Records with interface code

--*--

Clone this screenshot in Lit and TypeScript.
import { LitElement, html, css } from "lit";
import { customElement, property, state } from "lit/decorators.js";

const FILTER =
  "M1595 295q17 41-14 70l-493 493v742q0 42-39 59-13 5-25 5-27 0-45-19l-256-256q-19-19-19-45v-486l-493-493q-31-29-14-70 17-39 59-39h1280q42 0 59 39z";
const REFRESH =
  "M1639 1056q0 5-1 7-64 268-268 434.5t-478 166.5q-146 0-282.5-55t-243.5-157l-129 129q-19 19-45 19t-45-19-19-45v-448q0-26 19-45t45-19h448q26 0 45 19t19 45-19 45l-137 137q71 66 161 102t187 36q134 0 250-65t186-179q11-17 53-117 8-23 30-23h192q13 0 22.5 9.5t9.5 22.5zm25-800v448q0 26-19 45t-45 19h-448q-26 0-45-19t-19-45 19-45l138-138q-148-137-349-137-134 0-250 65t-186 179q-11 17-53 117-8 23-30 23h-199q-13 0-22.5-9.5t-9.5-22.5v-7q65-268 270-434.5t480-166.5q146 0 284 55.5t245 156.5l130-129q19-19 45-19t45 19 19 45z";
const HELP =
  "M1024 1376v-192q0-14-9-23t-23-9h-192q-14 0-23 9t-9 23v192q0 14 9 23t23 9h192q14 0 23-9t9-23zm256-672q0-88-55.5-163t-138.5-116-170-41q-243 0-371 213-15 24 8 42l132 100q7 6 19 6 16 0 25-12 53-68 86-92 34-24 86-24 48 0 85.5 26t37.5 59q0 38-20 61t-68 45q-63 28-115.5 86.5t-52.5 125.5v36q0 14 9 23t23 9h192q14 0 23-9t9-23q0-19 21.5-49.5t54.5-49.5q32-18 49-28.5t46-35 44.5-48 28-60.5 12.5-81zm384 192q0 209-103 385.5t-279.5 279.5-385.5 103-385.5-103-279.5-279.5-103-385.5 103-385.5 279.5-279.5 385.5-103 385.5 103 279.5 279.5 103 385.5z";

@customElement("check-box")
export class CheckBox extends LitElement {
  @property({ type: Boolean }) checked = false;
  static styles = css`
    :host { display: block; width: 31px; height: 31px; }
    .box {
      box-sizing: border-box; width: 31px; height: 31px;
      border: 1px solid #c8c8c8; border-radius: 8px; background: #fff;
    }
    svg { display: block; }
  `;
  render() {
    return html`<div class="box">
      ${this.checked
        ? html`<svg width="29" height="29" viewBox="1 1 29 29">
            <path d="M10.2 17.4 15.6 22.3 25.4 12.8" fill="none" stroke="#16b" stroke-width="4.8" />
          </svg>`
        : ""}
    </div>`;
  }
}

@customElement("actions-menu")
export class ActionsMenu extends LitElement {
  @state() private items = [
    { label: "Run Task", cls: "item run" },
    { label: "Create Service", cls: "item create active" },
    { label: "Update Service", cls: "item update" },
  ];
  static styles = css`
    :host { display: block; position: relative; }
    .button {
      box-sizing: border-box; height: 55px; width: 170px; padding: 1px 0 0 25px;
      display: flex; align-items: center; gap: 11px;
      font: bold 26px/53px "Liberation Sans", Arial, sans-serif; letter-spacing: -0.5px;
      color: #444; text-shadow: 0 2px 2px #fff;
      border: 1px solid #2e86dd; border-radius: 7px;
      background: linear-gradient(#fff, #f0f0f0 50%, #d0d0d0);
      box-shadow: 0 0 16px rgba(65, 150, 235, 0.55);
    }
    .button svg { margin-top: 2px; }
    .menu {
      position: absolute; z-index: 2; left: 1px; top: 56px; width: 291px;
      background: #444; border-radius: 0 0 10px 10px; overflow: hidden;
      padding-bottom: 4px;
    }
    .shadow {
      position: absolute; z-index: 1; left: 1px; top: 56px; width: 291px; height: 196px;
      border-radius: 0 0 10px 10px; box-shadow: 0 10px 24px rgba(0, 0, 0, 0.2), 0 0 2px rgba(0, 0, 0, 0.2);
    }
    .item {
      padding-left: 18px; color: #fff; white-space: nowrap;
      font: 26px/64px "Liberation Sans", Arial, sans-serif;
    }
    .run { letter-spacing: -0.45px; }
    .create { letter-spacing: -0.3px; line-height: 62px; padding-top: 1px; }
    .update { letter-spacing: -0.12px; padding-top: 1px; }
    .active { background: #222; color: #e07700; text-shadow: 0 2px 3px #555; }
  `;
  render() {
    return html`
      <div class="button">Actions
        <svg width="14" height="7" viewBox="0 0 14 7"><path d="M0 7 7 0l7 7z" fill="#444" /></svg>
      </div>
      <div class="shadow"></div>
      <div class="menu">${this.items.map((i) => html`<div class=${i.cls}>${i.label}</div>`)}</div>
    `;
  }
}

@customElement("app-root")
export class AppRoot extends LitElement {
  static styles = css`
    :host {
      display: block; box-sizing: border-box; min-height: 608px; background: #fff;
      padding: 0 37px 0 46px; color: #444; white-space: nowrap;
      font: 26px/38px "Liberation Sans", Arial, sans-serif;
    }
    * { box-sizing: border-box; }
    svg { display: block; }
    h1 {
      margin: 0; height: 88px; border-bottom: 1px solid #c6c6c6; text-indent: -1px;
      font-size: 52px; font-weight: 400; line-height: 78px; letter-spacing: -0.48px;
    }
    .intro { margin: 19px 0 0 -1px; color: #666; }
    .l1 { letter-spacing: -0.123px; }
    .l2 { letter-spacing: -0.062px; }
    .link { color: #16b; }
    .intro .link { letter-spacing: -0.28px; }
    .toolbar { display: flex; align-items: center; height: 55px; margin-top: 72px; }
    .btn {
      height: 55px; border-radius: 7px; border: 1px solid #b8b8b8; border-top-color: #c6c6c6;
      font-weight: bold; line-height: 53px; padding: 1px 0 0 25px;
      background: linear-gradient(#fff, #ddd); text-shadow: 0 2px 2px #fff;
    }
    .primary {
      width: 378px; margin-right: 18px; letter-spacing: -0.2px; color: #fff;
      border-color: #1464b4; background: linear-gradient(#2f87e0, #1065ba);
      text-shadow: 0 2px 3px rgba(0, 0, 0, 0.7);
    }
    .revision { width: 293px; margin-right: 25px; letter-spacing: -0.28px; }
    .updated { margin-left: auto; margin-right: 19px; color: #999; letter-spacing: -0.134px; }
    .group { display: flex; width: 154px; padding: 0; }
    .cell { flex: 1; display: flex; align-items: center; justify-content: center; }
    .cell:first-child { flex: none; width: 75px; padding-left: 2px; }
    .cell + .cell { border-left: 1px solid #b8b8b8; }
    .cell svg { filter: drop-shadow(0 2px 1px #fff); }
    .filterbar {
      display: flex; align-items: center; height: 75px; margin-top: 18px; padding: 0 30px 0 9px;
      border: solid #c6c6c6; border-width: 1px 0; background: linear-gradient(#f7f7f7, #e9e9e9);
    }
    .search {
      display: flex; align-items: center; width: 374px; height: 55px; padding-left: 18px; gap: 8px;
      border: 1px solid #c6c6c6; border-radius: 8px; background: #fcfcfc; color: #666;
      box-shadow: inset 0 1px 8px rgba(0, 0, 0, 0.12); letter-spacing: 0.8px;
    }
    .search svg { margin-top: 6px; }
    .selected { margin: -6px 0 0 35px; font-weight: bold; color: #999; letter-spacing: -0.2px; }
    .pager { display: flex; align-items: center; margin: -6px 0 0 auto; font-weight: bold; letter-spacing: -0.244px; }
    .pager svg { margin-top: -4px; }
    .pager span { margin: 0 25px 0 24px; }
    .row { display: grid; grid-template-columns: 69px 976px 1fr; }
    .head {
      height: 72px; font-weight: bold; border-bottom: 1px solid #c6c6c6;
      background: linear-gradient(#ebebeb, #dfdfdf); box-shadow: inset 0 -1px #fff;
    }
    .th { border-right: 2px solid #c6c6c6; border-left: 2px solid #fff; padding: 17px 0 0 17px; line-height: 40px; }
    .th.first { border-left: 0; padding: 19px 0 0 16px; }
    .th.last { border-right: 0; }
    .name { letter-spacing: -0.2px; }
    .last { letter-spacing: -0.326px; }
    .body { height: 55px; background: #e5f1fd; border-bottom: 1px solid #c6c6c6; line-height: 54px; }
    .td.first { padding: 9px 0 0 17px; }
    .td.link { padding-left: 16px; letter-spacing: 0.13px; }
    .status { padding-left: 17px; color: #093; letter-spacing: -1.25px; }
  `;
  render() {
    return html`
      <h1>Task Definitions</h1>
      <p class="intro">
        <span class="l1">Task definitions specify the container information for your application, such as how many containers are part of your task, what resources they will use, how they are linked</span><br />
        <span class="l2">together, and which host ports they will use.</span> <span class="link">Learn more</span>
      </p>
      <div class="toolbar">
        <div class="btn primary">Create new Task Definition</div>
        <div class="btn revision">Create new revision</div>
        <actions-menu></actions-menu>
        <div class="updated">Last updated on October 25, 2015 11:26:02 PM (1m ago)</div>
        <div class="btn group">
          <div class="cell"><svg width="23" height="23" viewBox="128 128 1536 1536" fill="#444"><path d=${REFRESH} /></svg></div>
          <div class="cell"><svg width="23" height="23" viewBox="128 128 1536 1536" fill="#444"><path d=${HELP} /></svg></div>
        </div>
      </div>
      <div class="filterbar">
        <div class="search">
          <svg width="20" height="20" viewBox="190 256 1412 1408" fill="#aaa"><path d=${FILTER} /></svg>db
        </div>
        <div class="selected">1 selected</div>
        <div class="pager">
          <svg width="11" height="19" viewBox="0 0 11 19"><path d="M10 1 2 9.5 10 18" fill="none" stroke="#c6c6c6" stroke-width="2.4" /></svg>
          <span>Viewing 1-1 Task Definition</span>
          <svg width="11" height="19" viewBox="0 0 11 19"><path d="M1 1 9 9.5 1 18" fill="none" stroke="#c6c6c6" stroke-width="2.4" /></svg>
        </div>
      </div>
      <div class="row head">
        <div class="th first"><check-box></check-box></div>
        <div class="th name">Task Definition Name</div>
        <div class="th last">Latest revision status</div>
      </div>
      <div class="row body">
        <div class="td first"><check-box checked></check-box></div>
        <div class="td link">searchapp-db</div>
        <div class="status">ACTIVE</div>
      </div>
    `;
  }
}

--*--

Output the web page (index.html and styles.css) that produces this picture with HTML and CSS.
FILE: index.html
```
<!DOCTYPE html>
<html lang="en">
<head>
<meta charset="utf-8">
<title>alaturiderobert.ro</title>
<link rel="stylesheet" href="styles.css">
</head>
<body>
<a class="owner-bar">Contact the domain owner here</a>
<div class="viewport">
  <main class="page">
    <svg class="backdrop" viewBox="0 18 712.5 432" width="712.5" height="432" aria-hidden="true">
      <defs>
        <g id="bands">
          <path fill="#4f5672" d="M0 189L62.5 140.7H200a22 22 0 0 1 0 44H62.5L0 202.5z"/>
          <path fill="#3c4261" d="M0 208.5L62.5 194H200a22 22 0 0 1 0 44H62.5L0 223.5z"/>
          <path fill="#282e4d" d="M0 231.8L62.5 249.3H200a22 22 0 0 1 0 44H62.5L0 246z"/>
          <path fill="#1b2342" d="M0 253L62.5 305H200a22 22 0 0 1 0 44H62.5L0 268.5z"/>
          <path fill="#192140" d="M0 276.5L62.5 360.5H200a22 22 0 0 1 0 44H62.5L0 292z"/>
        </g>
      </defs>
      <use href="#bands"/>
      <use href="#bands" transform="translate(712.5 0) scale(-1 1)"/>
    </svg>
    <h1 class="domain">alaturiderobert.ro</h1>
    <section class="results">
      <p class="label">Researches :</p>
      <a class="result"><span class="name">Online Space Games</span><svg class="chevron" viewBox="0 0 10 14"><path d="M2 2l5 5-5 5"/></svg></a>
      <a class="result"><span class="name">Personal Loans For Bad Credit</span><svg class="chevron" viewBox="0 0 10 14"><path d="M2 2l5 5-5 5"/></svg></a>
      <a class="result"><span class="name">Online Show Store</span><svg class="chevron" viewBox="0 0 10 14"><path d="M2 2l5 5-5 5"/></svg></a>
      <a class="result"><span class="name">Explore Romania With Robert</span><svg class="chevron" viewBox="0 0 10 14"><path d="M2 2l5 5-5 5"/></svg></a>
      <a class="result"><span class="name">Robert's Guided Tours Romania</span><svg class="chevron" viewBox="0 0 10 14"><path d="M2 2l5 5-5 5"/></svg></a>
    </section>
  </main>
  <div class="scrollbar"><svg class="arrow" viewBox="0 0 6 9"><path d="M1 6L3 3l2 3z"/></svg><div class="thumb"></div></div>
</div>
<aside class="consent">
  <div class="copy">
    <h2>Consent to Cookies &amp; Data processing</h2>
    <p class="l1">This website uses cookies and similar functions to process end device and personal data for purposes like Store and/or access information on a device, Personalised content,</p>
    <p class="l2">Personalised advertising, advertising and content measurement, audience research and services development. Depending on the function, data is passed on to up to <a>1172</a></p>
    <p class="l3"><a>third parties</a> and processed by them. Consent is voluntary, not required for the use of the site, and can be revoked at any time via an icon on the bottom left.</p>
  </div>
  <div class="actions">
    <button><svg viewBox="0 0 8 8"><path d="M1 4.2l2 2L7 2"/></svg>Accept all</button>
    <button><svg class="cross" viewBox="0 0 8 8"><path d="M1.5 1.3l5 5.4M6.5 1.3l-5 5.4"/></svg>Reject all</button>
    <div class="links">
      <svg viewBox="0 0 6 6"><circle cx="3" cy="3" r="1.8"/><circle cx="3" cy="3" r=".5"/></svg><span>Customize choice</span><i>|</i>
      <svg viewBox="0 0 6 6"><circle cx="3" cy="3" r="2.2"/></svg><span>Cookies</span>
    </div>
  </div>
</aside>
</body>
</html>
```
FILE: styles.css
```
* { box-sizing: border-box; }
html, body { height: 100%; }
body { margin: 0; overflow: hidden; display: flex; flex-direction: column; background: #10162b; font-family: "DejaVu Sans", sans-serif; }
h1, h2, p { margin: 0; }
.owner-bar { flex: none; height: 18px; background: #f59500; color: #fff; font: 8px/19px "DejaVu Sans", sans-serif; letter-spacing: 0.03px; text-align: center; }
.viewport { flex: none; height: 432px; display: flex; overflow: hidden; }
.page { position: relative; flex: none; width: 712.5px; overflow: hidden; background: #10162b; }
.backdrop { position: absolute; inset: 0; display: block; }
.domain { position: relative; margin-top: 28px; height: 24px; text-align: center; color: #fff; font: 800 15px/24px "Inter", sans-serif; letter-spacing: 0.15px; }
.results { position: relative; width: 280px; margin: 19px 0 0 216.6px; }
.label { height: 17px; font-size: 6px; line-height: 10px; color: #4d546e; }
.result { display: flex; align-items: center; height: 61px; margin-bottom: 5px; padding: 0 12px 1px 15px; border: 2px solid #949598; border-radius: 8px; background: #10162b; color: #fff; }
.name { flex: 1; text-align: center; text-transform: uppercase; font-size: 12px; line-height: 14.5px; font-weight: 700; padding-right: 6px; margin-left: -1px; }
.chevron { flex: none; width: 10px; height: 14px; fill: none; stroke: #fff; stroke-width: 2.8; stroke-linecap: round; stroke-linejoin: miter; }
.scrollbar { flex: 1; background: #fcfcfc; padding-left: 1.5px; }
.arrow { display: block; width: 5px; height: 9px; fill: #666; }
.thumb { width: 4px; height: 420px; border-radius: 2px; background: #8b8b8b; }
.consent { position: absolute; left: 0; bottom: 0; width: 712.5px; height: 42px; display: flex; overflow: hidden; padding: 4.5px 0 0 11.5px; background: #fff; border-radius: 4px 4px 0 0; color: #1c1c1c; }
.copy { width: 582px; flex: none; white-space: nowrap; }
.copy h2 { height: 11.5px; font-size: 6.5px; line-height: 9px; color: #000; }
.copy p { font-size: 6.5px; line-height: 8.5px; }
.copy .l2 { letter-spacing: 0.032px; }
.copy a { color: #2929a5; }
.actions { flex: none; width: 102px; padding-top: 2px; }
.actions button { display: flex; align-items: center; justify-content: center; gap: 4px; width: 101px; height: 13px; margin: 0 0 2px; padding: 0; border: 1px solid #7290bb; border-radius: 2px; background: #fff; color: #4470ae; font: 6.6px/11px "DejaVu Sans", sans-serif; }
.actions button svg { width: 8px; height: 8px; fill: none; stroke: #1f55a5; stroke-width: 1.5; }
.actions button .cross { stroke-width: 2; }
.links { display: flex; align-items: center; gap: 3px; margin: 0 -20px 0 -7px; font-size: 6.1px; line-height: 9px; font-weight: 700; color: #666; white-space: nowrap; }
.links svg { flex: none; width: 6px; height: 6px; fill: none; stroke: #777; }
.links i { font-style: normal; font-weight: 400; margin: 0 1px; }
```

--*--

Take the listing above and repeat exactly the lines from the one containing "Clone this screenshot in Lit and TypeScript." through the one containing "customElement, property, state", both included.

__Problem solution__
Clone this screenshot in Lit and TypeScript.
import { LitElement, html, css } from "lit";
import { customElement, property, state } from "lit/decorators.js";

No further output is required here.